Ryan: Control of 4-color lights via DMX; study of color theory as it relates to color choices for the planned piece; study of previous ideas by composers and others relating pitch (or pitch class) to color/hue; looking into synesthesia phenomena relating color and music; pitch detection of electric bass using sigmund~; ideas for mapping detected pitches to control information for lights.

Hassan: Basics of GL programming in Jitter; applying images or videos as textures for GL objects (videoplanes and other shapes); potential methods of image distortion based on altering the shape of the textured objects; eventually, potential mapping strategies for relating music and video.

Lizzy: Research and learn the workings of certain basic delay-based audio signal processing techniques such as echos, filters, comb filtering, flanging, chorusing, etc.; record piano samples to use for testing effects; test effects with the sampled sounds, try different parameter settings, and make a library of interesting and musically useful results; consider ways that the Disklavier can contribute to this process.

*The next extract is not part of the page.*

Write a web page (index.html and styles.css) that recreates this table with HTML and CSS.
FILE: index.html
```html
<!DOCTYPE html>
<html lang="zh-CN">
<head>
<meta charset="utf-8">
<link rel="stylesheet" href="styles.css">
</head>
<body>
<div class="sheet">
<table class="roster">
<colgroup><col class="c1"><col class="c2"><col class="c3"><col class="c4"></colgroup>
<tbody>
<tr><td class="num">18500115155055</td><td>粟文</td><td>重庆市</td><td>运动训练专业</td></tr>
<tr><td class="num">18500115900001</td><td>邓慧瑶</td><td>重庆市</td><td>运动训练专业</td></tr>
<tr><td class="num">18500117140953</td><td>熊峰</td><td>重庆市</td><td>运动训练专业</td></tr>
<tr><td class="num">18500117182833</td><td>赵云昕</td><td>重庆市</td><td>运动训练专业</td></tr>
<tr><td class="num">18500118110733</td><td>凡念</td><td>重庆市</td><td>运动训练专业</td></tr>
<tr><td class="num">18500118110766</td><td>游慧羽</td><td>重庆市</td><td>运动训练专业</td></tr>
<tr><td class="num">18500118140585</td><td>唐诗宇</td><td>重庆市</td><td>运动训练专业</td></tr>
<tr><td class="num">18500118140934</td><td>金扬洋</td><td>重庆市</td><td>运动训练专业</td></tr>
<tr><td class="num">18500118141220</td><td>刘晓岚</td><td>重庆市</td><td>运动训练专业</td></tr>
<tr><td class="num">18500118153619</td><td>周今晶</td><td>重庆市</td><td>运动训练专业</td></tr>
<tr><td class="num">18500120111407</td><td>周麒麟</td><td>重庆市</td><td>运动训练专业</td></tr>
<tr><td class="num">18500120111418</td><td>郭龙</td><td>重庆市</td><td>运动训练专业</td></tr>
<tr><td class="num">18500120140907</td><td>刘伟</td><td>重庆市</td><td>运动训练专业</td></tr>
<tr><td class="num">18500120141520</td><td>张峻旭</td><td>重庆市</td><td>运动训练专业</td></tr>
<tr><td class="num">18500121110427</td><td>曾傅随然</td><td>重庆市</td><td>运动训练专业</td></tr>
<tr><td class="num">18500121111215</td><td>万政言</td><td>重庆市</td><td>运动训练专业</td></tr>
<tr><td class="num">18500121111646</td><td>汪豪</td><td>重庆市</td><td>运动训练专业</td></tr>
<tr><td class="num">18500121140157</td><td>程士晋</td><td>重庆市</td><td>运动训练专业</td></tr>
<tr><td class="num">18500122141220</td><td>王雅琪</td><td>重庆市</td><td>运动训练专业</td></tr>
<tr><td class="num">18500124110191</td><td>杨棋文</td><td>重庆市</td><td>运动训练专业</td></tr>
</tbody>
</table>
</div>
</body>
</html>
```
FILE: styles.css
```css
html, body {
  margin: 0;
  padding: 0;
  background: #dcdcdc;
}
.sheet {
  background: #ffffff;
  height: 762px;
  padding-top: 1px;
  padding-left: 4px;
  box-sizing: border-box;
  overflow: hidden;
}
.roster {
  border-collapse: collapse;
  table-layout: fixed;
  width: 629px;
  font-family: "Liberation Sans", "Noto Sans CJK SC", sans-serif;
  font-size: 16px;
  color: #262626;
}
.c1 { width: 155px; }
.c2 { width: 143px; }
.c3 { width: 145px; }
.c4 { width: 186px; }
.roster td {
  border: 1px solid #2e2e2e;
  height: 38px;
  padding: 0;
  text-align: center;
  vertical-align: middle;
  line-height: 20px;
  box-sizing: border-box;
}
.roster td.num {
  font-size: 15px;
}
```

Richard: Research the basics of the mathematics of probability as it applies to probabilistic decision making; research applications of that to algorithmic composition that may have been explored by others, and that you experiment with yourself; research ideas of interest in the area of machine musicianship, and see if there are connections between that and probability; consider what interface(s) might be best for multi-dimensional (orthogonal) control of parameters in a performative way.

Adjust the pitch of a comb filter

This patch demonstrates how to adjust the delay time of a comb filter to make the filter correspond to a desired fundamental pitch.


combfiltering.maxpat

The filtering formula used by the comb~ object is

y[n] = a x[n] + b x[n-(DR/1000)] + c y[n-(DR/1000)]

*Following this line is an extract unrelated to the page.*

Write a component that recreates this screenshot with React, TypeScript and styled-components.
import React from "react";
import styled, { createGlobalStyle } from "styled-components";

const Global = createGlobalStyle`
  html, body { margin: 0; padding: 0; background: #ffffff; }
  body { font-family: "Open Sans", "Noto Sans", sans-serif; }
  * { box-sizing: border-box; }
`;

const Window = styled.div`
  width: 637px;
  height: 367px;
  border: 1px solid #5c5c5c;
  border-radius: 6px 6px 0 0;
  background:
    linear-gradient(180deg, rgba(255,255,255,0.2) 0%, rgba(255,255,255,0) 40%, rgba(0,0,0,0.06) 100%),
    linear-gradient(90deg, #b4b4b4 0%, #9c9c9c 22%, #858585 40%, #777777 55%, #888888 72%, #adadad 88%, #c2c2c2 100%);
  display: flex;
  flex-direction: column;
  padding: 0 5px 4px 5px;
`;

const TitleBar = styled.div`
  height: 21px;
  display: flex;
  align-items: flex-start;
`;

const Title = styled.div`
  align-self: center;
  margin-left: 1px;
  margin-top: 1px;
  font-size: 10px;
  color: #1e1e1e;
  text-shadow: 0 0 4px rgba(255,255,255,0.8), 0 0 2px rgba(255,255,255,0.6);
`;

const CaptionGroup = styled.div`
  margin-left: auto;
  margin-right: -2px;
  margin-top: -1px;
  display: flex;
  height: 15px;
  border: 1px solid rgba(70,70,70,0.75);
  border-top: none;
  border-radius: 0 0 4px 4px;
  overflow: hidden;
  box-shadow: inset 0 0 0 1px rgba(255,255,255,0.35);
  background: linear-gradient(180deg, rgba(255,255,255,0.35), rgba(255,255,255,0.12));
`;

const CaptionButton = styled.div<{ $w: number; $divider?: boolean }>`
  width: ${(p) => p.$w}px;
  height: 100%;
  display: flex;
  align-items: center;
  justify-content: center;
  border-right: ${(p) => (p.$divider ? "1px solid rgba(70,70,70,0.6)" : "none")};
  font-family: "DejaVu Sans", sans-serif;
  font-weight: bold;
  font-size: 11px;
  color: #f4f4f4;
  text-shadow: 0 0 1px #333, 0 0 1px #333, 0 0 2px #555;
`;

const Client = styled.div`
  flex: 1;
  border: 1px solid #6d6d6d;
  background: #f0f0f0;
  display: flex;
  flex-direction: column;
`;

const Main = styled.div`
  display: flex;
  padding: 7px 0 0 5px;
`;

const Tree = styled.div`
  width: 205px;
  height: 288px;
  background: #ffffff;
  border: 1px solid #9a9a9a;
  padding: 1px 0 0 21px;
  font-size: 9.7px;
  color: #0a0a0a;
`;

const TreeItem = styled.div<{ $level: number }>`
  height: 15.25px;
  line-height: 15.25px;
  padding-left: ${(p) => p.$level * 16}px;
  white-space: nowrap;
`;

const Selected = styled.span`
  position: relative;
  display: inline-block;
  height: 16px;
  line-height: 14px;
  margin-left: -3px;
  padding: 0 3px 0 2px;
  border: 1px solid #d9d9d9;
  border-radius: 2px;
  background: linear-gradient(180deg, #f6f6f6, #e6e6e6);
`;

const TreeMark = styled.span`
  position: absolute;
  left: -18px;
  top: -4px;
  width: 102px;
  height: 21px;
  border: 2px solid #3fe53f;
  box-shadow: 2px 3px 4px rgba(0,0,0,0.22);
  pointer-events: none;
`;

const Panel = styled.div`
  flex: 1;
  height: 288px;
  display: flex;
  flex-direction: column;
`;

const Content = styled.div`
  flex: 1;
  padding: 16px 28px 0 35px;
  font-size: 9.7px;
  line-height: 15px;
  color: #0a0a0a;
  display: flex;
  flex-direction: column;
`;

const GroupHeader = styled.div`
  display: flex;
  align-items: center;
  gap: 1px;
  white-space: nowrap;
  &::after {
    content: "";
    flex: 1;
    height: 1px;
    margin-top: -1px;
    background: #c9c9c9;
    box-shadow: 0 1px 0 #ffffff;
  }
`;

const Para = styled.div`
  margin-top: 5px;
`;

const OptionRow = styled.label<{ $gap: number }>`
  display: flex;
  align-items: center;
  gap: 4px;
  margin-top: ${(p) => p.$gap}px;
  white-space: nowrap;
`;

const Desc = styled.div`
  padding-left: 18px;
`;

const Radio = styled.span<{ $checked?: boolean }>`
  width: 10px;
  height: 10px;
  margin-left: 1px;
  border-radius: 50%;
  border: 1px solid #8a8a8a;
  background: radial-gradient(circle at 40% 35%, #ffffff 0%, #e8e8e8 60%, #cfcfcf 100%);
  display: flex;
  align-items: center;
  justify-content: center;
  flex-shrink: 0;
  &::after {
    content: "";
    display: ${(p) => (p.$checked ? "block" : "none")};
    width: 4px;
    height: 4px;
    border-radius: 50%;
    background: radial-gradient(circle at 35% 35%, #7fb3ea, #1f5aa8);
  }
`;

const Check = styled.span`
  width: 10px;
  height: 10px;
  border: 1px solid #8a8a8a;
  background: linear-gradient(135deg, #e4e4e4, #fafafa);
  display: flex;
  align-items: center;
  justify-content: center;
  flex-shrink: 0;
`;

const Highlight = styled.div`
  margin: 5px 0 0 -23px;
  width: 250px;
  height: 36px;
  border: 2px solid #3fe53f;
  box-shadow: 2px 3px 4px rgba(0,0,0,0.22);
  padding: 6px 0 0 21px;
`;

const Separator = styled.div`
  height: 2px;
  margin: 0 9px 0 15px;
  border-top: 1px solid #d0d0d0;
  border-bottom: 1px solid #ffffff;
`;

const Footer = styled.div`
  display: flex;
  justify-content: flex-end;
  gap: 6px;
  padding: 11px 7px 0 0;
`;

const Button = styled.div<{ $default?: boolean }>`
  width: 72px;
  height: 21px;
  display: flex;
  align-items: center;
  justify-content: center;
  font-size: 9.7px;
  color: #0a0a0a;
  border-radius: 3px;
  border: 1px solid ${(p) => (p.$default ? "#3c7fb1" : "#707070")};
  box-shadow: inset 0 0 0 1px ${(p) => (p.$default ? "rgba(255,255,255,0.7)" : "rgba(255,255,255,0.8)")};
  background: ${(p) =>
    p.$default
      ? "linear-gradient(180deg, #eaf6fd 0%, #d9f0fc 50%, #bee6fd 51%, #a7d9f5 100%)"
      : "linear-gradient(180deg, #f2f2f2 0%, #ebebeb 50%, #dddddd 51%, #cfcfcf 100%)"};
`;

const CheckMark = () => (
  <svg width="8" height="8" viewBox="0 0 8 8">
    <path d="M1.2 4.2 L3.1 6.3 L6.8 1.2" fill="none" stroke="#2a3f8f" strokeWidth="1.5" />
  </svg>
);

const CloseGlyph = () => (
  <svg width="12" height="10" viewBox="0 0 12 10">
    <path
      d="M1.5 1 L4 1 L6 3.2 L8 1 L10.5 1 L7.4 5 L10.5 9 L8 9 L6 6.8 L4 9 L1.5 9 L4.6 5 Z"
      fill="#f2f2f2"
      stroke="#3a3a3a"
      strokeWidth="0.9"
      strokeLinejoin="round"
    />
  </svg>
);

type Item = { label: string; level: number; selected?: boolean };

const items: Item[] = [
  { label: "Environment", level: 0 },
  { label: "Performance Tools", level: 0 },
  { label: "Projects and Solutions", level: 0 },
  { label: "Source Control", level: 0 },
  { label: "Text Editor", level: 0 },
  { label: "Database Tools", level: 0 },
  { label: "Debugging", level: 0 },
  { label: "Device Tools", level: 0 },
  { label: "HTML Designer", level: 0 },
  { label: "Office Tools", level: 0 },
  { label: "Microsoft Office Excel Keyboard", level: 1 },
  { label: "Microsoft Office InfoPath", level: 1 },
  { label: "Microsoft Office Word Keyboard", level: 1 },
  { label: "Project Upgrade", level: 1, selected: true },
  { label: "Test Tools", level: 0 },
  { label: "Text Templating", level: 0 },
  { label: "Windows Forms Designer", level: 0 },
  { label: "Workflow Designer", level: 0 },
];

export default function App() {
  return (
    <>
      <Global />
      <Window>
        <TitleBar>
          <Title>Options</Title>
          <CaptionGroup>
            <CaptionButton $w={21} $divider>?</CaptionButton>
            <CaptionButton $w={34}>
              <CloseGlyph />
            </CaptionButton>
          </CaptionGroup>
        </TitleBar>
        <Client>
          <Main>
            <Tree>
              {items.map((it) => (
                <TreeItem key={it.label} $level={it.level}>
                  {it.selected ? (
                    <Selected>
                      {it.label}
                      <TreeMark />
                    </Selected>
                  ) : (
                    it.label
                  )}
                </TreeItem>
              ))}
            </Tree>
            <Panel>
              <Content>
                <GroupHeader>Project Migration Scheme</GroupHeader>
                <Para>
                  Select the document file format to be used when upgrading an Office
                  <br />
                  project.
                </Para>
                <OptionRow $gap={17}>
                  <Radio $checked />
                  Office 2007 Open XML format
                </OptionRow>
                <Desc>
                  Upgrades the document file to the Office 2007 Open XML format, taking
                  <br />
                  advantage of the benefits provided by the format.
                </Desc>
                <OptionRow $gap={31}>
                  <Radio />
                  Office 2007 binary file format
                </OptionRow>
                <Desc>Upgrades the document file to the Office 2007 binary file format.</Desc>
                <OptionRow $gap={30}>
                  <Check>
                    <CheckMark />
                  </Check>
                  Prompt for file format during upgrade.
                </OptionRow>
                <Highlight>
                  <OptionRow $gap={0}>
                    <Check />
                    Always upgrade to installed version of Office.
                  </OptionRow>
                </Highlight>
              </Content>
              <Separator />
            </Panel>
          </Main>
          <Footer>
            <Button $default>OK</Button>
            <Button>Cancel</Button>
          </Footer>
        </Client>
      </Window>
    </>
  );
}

wherein R is the sampling rate, D is a delay time in milliseconds, x[n] is the current input sample, y[n] is the current output sample, and a, b, and c are gain scaling factors.

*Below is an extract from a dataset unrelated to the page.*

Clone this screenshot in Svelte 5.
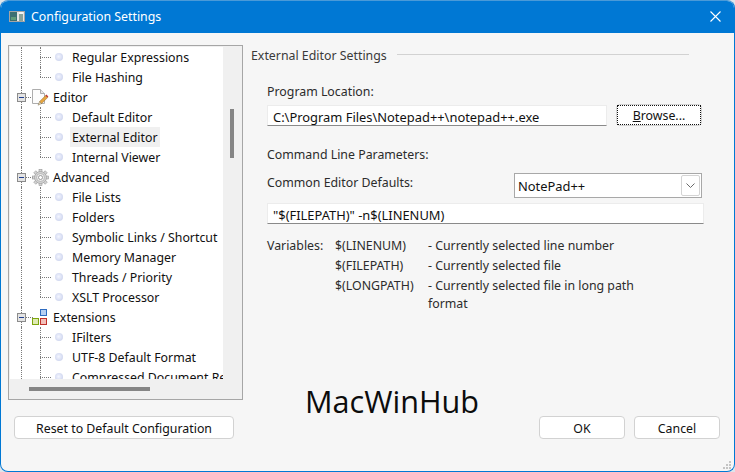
<script>
  const rows = [
    { t: 'leaf', label: 'Regular Expressions', top: true },
    { t: 'leaf', label: 'File Hashing', last: true },
    { t: 'parent', label: 'Editor', icon: 'editor' },
    { t: 'leaf', label: 'Default Editor', first: true },
    { t: 'leaf', label: 'External Editor', selected: true },
    { t: 'leaf', label: 'Internal Viewer', last: true },
    { t: 'parent', label: 'Advanced', icon: 'gear' },
    { t: 'leaf', label: 'File Lists', first: true },
    { t: 'leaf', label: 'Folders' },
    { t: 'leaf', label: 'Symbolic Links / Shortcut' },
    { t: 'leaf', label: 'Memory Manager' },
    { t: 'leaf', label: 'Threads / Priority' },
    { t: 'leaf', label: 'XSLT Processor', last: true },
    { t: 'parent', label: 'Extensions', icon: 'ext' },
    { t: 'leaf', label: 'IFilters', first: true },
    { t: 'leaf', label: 'UTF-8 Default Format' },
    { t: 'leaf', label: 'Compressed Document Reader' }
  ];
  const vars = [
    ['Variables:', '$(LINENUM)', '- Currently selected line number'],
    ['', '$(FILEPATH)', '- Currently selected file'],
    ['', '$(LONGPATH)', '- Currently selected file in long path format']
  ];
  const teeth = [0, 45, 90, 135, 180, 225, 270, 315];
</script>

<div class="window">
  <header class="titlebar">
    <svg class="appicon" width="16" height="11" viewBox="0 0 16 11">
      <rect x="0.5" y="0.5" width="15" height="10" fill="#e6e6e6" stroke="#a4a4a4" />
      <rect x="1" y="1" width="7" height="9" fill="#3c6f72" />
      <rect x="2" y="6" width="5" height="3" fill="#5f9a78" />
      <rect x="10" y="3" width="4" height="7" fill="#8aa39a" />
      <rect x="10" y="1" width="4" height="2" fill="#f4f4f4" />
    </svg>
    <span class="title">Configuration Settings</span>
    <svg class="close" width="11" height="11" viewBox="0 0 11 11">
      <path d="M0.5 0.5 L10.5 10.5 M10.5 0.5 L0.5 10.5" stroke="#fff" stroke-width="1.1" fill="none" />
    </svg>
  </header>

  <div class="body">
    <div class="main">
      <div class="treebox">
        <div class="treetop">
          <div class="tree">
            {#each rows as r}
              <div class="row {r.t}">
                <span class="rootline"></span>
                {#if r.t === 'leaf'}
                  <span class="vline" class:last={r.last}></span>
                  <span class="hline"></span>
                  <span class="bullet"></span>
                  <span class="label" class:selected={r.selected}>{r.label}</span>
                {:else}
                  <span class="expander"><span class="minus"></span></span>
                  <span class="phline"></span>
                  <span class="picon">
                    {#if r.icon === 'editor'}
                      <svg width="17" height="17" viewBox="0 0 17 17">
                        <path d="M0.5 0.5 H8.5 L12.5 4.5 V14.5 H0.5 Z" fill="#fcfcfc" stroke="#adadad" />
                        <path d="M8.5 0.5 V4.5 H12.5" fill="#e8e8e8" stroke="#adadad" />
                        <path d="M7.6 12.6 L13.6 6.6 L15.6 8.6 L9.6 14.6 Z" fill="#e6a63f" stroke="#91652a" stroke-width="0.5" />
                        <path d="M13.4 6.4 L14.4 5.4 L16.4 7.4 L15.4 8.4 Z" fill="#c23b32" />
                        <path d="M7.6 12.6 L6 16.2 L9.6 14.6 Z" fill="#e8d6b0" stroke="#6b5a3a" stroke-width="0.4" />
                      </svg>
                    {:else if r.icon === 'gear'}
                      <svg width="17" height="17" viewBox="0 0 17 17">
                        <g fill="#d4d4d4" stroke="#8a8a8a" stroke-width="0.5">
                          {#each teeth as a}
                            <rect x="7" y="0.4" width="3" height="3.4" transform="rotate({a} 8.5 8.5)" />
                          {/each}
                          <circle cx="8.5" cy="8.5" r="6" />
                        </g>
                        <circle cx="8.5" cy="8.5" r="4" fill="#ececec" stroke="#a8a8a8" stroke-width="0.7" />
                        <circle cx="8.5" cy="8.5" r="2" fill="#fff" stroke="#8a8a8a" stroke-width="0.8" />
                      </svg>
                    {:else}
                      <svg width="17" height="17" viewBox="0 0 17 17" class="exticon">
                        <rect x="8.5" y="0.5" width="6" height="6" fill="#b6cff2" stroke="#2f6cc0" />
                        <rect x="0.5" y="9.5" width="6" height="6" fill="#dfeab4" stroke="#7da60e" />
                        <rect x="8.5" y="9.5" width="6" height="6" fill="#f2c0ba" stroke="#c0302a" />
                      </svg>
                    {/if}
                  </span>
                  <span class="plabel">{r.label}</span>
                {/if}
              </div>
            {/each}
          </div>
          <div class="vscroll"><span class="vthumb"></span></div>
        </div>
        <div class="hscroll"><span class="hthumb"></span></div>
      </div>

      <section class="panel">
        <div class="heading">
          <span>External Editor Settings</span>
          <span class="rule"></span>
        </div>

        <div class="form">
          <div class="lbl first">Program Location:</div>
          <div class="pathrow">
            <div class="input path">C:\Program Files\Notepad++\notepad++.exe</div>
            <button class="btn browse"><span class="focus"><u>B</u>rowse...</span></button>
          </div>
          <div class="lbl cmd">Command Line Parameters:</div>
          <div class="comborow">
            <div class="lbl common">Common Editor Defaults:</div>
            <div class="combo">
              <span>NotePad++</span>
              <span class="arrow">
                <svg width="9" height="5" viewBox="0 0 9 5"><path d="M0.5 0.5 L4.5 4.5 L8.5 0.5" fill="none" stroke="#6a6a6a" /></svg>
              </span>
            </div>
          </div>
          <div class="input params">"$(FILEPATH)" -n$(LINENUM)</div>
          <div class="vars">
            {#each vars as v}
              <span>{v[0]}</span><span>{v[1]}</span><span>{v[2]}</span>
            {/each}
          </div>
        </div>
      </section>
    </div>

    <footer class="footer">
      <button class="btn reset">Reset to Default Configuration</button>
      <span class="mark">MacWinHub</span>
      <span class="spacer"></span>
      <button class="btn action">OK</button>
      <button class="btn action">Cancel</button>
    </footer>
  </div>

  <svg class="grip" width="8" height="8" viewBox="0 0 8 8" fill="#c4c4c4">
    <rect x="6" y="0" width="2" height="2" />
    <rect x="3" y="3" width="2" height="2" /><rect x="6" y="3" width="2" height="2" />
    <rect x="0" y="6" width="2" height="2" /><rect x="3" y="6" width="2" height="2" /><rect x="6" y="6" width="2" height="2" />
  </svg>
</div>

<style>
  :global(body) {
    margin: 0;
    background: #dfe5ea;
  }
  .window {
    position: relative;
    width: 735px;
    height: 472px;
    box-sizing: border-box;
    overflow: hidden;
    background: #f6f6f6;
    border: 1px solid #0078d4;
    border-top-color: #4a9ad8;
    border-radius: 8px;
    font-family: "Noto Sans", "Open Sans", sans-serif;
    font-size: 12.35px;
    color: #101010;
  }
  .titlebar {
    height: 32px;
    box-sizing: border-box;
    padding: 0 0 2px 8px;
    background: #0078d4;
    display: flex;
    align-items: center;
    color: #fff;
  }
  .appicon { margin-right: 6px; }
  .close { margin-left: auto; margin-right: 13px; }
  .body {
    padding: 12px 14px 0 7px;
  }
  .main {
    display: flex;
    height: 355px;
  }
  .treebox {
    width: 235px;
    height: 355px;
    box-sizing: border-box;
    border: 1px solid #a6a6a6;
    padding: 1px;
    background: #f0f0f0;
    flex: none;
  }
  .treetop {
    display: flex;
    height: 332px;
  }
  .tree {
    width: 213px;
    height: 332px;
    overflow: hidden;
    background: #fff;
  }
  .row {
    position: relative;
    height: 20px;
    white-space: nowrap;
  }
  .rootline {
    position: absolute;
    left: 11px;
    top: 0;
    height: 20px;
    border-left: 1px dotted #7a7a7a;
  }
  .vline {
    position: absolute;
    left: 30px;
    top: 0;
    height: 20px;
    border-left: 1px dotted #7a7a7a;
  }
  .vline.last { height: 10px; }
  .hline {
    position: absolute;
    left: 30px;
    top: 10px;
    width: 11px;
    border-top: 1px dotted #7a7a7a;
  }
  .bullet {
    position: absolute;
    left: 45px;
    top: 6px;
    width: 8px;
    height: 8px;
    border-radius: 50%;
    background: radial-gradient(circle at 45% 45%, #f4f6ff 0%, #d6dcf2 60%, #c3cce8 100%);
  }
  .label {
    position: absolute;
    left: 60px;
    top: 0;
    height: 20px;
    line-height: 22px;
    padding: 0 2px;
  }
  .label.selected { background: #f0f0f0; }
  .expander {
    position: absolute;
    left: 7px;
    top: 6px;
    width: 7px;
    height: 7px;
    border: 1px solid #8c8c8c;
    background: #e4e4e4;
    display: flex;
    align-items: center;
    justify-content: center;
    z-index: 1;
  }
  .minus {
    width: 5px;
    height: 1px;
    background: #1f3f8f;
  }
  .phline {
    position: absolute;
    left: 16px;
    top: 10px;
    width: 7px;
    border-top: 1px dotted #7a7a7a;
  }
  .picon {
    position: absolute;
    left: 22px;
    top: 2px;
    width: 17px;
    height: 17px;
  }
  .plabel {
    position: absolute;
    left: 43px;
    top: 0;
    line-height: 22px;
  }
  .vscroll {
    width: 18px;
    background: #f0f0f0;
    padding: 62px 0 0 7px;
    box-sizing: border-box;
  }
  .vthumb {
    display: block;
    width: 4px;
    height: 49px;
    background: #858585;
  }
  .hscroll {
    height: 18px;
    box-sizing: border-box;
    padding: 8px 0 0 19px;
    background: #f0f0f0;
  }
  .hthumb {
    display: block;
    width: 121px;
    height: 4px;
    background: #858585;
  }
  .panel {
    flex: 1;
    padding-left: 8px;
    color: #2c2c2c;
  }
  .heading {
    display: flex;
    align-items: center;
    gap: 10px;
    height: 20px;
    margin-right: 31px;
    color: #3a3a3a;
  }
  .rule {
    flex: 1;
    height: 1px;
    background: #d2d2d2;
    margin-top: -1px;
  }
  .form {
    padding-left: 16px;
  }
  .lbl {
    line-height: 18px;
    white-space: nowrap;
  }
  .lbl.first { margin-top: 18px; }
  .lbl.cmd { margin-top: 20px; }
  .lbl.common { margin-top: 1px; }
  .input {
    box-sizing: border-box;
    height: 21px;
    line-height: 22px;
    font-size: 12.9px;
    background: #fff;
    border: 1px solid #ececec;
    border-bottom-color: #8a8a8a;
    padding-left: 5px;
    color: #111;
    white-space: nowrap;
  }
  .pathrow {
    display: flex;
    align-items: flex-end;
    gap: 9px;
    margin-top: 3px;
  }
  .path { width: 340px; }
  .btn {
    font: inherit;
    color: #111;
    background: #fff;
    border: 1px solid #d2d2d2;
    border-radius: 4px;
    padding: 0;
    box-sizing: border-box;
  }
  .browse {
    width: 86px;
    height: 22px;
  }
  .focus {
    display: flex;
    height: 100%;
    box-sizing: border-box;
    align-items: center;
    justify-content: center;
    padding-top: 1px;
    border: 1px dotted #111;
  }
  .comborow {
    display: flex;
    justify-content: space-between;
    align-items: flex-start;
    width: 435px;
    margin-top: 9px;
  }
  .combo {
    box-sizing: border-box;
    width: 188px;
    height: 25px;
    line-height: 26px;
    border: 1px solid #a8a8a8;
    background: #fff;
    display: flex;
    align-items: center;
    justify-content: space-between;
    padding: 0 1px 0 3px;
    color: #111;
    font-size: 12.9px;
  }
  .arrow {
    box-sizing: border-box;
    width: 19px;
    height: 21px;
    border: 1px solid #d4d4d4;
    border-radius: 2px;
    display: flex;
    align-items: center;
    justify-content: center;
  }
  .params {
    width: 437px;
    margin-top: 5px;
  }
  .vars {
    display: grid;
    grid-template-columns: 68px 93px 222px;
    grid-auto-rows: auto;
    row-gap: 2px;
    margin-top: 13px;
    line-height: 18px;
  }
  .footer {
    position: relative;
    display: flex;
    align-items: center;
    gap: 9px;
    margin-top: 16px;
    padding-left: 6px;
  }
  .reset {
    width: 220px;
    height: 23px;
    padding-top: 1px;
  }
  .action {
    width: 86px;
    height: 23px;
    padding-top: 1px;
  }
  .spacer { flex: 1; }
  .mark {
    position: absolute;
    left: 297px;
    top: -33px;
    font-family: "Open Sans", "Noto Sans", sans-serif;
    font-size: 30.6px;
    line-height: 36px;
    color: #0c0c0c;
  }
  .grip {
    position: absolute;
    right: 3px;
    bottom: 2px;
  }
</style>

That formula can be shown diagrammatically like this.

In the patch we convert a MIDI-based pitch number into a frequency in Hertz, then use that to calculate the correct delay time for the filter. Using delay feedback (a past y[n] value) with feedback gain approaching 1 creates strong resonance at the comb frequency, yielding an inverted comb response pattern sort of like this,

resulting in a strong imposition of the fundamental pitch and a buzzy timbre.

Adjust pitches according to a pitch class set

One potential use of the “inlist” abstraction is to compare incoming pitches to a pitch class set. This patch uses a % 12 object to find the pitch class of an incoming pitch, then compares it with the members of a prescribed pitch class set. If it belongs to the pitch class set, it gets passed on unchanged; if it doesn’t belong to the pitch class set, it gets pushed up one semitone and tested again.


inlistdemo.maxpat

Note that this patch does point to a potential bug (a so-called “screw case”). If the pitch class set is null (the bag inside the inlist abstraction is empty), any incoming pitch would set this patch into an infinite loop and cause a stack overflow. However, we’re safe in this particular example because we have pre-loaded the pitch class set and there’s no way provided in the program to delete those numbers.

Ask if a number belongs to a set

This abstraction, which I call “inlist”, checks to see if a given number belongs to a previously-collected set of numbers. Numbers in the middle inlet are added to the set, and numbers in right inlet are deleted from the set. A ‘clear’ message in the left inlet deletes the entire set. When a number comes in the left inlet, if it belongs to the set, a 1 will be sent out the outlet, meaning “yes, it’s in the list”; if it doesn’t belong to the set, a 0 will be sent out.


inlist.maxpat

The bag object stores an unordered collection of numbers. Each time a number comes in the left inlet, we store it, then compare it with every number in the bag, storing any “yes” answer we may get. Then we send out the stored answer and reset the stored answer to “no”. (N.B. Technically, we really reset the stored answer before we send out the result, so that “inlist” will be all ready to go even if its output triggers more input in the parent patch. The answer actually gets to the final t object and is stored there for an instant while we reset the i object to 0.)